Keine Ziffernnoten und weniger Sitzenbleiber

Mit dem neuen Schuljahr treten in Österreichs Schulen einige Änderungen in Kraft: In den Volksschulen wird es häufiger verbale Beurteilungen geben. Das Sitzenbleiben wird in den ersten drei Klassen abgeschafft. Für Jugendliche startet die Ausbildungspflicht bis zum Alter von 18 Jahren.

Dem heimischen Bildungssystem wird stets Reformresistenz vorgeworfen. Auf große Würfe heißt es zwar weiter warten (siehe Geschichte rechts oben), einige kleinere Änderungen wird es mit Beginn des neuen Schuljahrs aber geben – und diese werden Volksschüler wie Jugendliche gleichermaßen treffen.

Die neuen gesetzlichen Vorgaben bringen in den Volksschulen einige Lockerungen mit sich. So wird das Sitzenbleiben in den ersten drei Volksschulklassen abgeschafft. Es kann nur noch freiwillig wiederholt werden. Stattdessen können leistungsschwache Kinder schon während des Schuljahres in die niedrigere Schulstufe wechseln. Bisher war ein solcher Wechsel nur in den ersten beiden Schuljahren möglich. Was wie eine große Veränderung klingt, hat in der Praxis nur geringe Auswirkungen. Denn in den ersten drei Volksschulklassen gab es schon bisher nur wenige Repetenten. Im vergangenen Schuljahr etwa sind insgesamt 0,6 Prozent der Volksschüler sitzengeblieben.

In den ersten drei Volksschulklassen tritt noch eine Änderung in Kraft: Die Schulstandorte dürfen nun selbst entscheiden, ob sie Ziffernnoten oder verbale Leistungsbeurteilungen einsetzen. Bislang musste dafür ein eigenes Ansuchen gestellt werden. Nun können Eltern und Lehrer jeder einzelnen Klasse darüber abstimmen.

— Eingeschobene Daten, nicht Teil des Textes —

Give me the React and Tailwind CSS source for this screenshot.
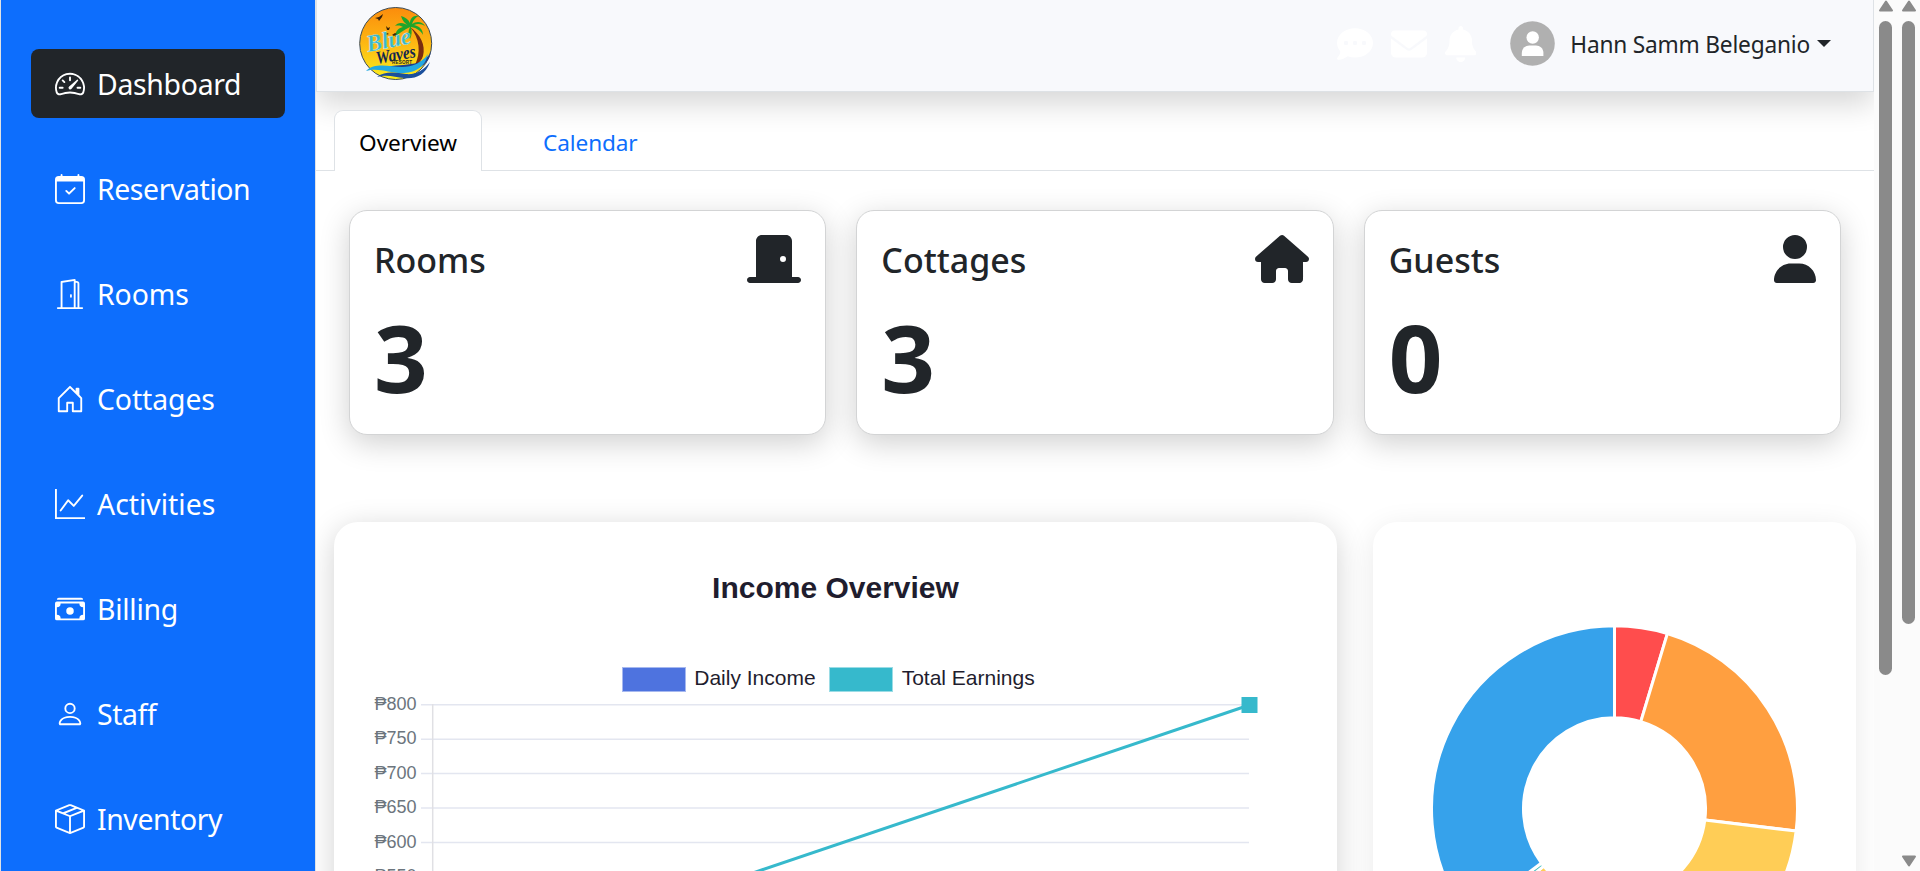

In den vergangenen Jahren ist die Beliebtheit von verbalen Beurteilungen stetig gestiegen: 2000 der über 3000 Volksschulen haben schon bisher auf Noten verzichtet.

Eine Neuerung wird es auch beim Wechseln vom Kindergarten in die Volksschule geben: Bei der Schuleinschreibung müssen Eltern künftig nämlich die im Kindergarten erstellten Dokumentationen über den Entwicklungsstand und den Sprachstand ihres Kindes vorlegen. Dadurch soll ein sanfterer Übergang zwischen Kindergarten und Volksschule möglich sein.

Auch am anderen Ende der Schullaufbahn, und zwar beim Abschluss der Schulpflicht, tut sich etwas. An die neunjährige Schulpflicht wird fortan die Ausbildungspflicht anschließen. Diese sieht vor, dass Jugendliche bis zur Vollendung des 18. Lebensjahrs entweder eine Schule besuchen, eine Lehre absolvieren oder einer anderen Ausbildung nachgehen. Tun sie das nicht, gibt es in letzter Konsequenz Strafen für ihre Eltern. Den Erziehungsberechtigten drohen Geldstrafen von bis zu 500 Euro.


Pisa kommt wieder. Mit dem neuen Schuljahr kommt auch neuer Lerninhalt: Politische Bildung wird für Schüler der sechsten und achten Schulstufe Pflicht. Es wird aber kein eigenes Fach, sondern nur als Pflichtmodul innerhalb des Geschichtsunterrichts existieren.

Für Österreichs Schulen wird es heuer außerdem noch eine Art öffentliche Zeugnisverteilung geben: Denn am 6. Dezember werden die Ergebnisse des Pisa-Tests, bei dem Österreich bislang bestenfalls durchschnittlich abgeschnitten hat, präsentiert.